Technological change is extremely rapid, often leaving the law (including legislators and judges) struggling to catch up. This divergence is evident with search and seizure issues, such as with cell phones.
Traditionally, the “search incident to arrest” exception to warrantless searches (which are generally unconstitutional) was based on the fear that arrestees may have concealed weapons, and/or may destroy pertinent evidence. In other words, because an arrestee may possess dangerous weapons or destroy evidence before a police officer can obtain it, warrantless searches of an arrestee’s person (including the area within his/her “immediate control”) were determined to be constitutional. (Chimel v. State of California (1969) 395 U.S. 752.)
Almost immediately, the doctrine from Chimel was tested. In United States v. Edwards, the US Supreme Court seemingly reversed, or at least significantly modified, the ruling in Chimel. In Edwards, the Court held that a delayed search occurring ten hours after the actual arrest was nevertheless constitutional, because officers COULD have constitutionally conducted that same search during the arrest. Thus, the ten hour delay did not render that search unconstitutional. The Court seemed to move away from the two-prong test of Chimel (danger to the arresting officer or the fear of destroyed evidence).
In United States v. Robinson, a police officer searched the arrestee and found a small cigarette package containing heroin. The Court upheld this search, thus introducing the concept that “containers” found on an arrestee could be searched, incident to an arrest. The Court expressly noted that it was not following the Chimel doctrine, but was instead basing its reasoning on the notion that because an arrestee is legally in custody, his/her person (including containers) may be searched.

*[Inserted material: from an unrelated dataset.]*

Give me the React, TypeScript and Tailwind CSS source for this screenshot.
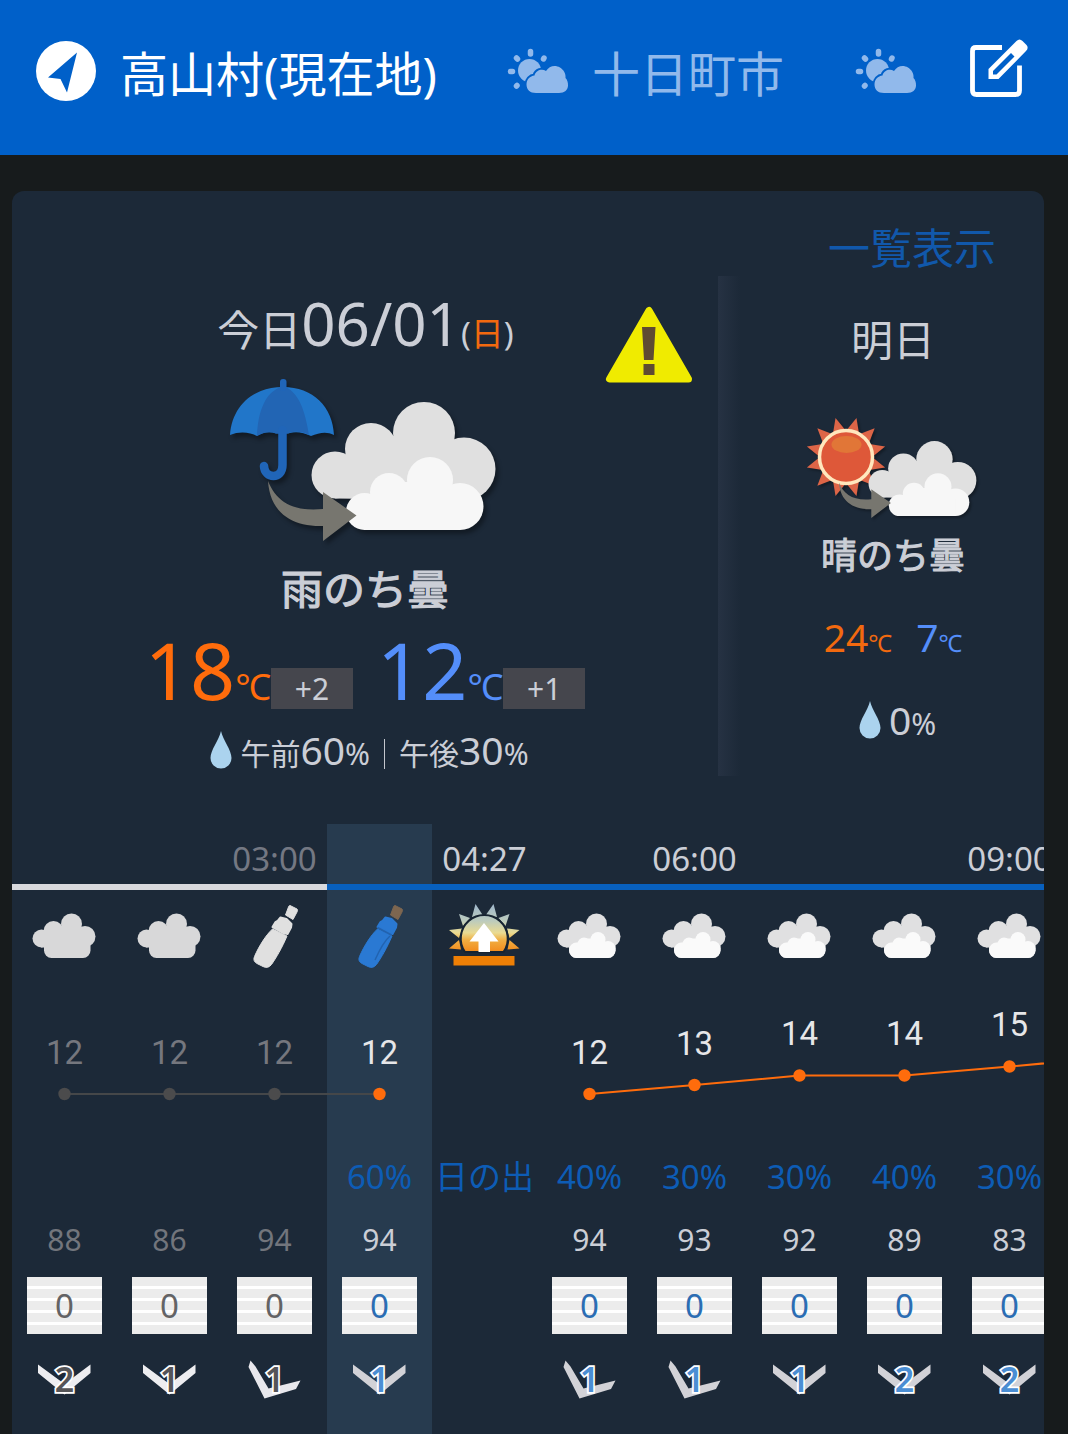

In 2011, in the case of People v. Diaz, the California Supreme Court held that cell phones, like cigarette packages, are “containers,” and thus police officers were “entitled to inspect” them (in Diaz, the cell phone search occurred at the police station, ninety minutes after the actual arrest). Interestingly, the majority stated that everything “stored inside” the cell phone was considered “on the person” of the arrestee. Given the large storage capacities of cell phones, their increasing
capabilities and the introduction of “cloud” storage, this ruling seems extremely problematic.
The late Senator Ted Stevens once called the Internet a “series of tubes.” It seems likely that our legislators and judges will continue to struggle with the law and technological change.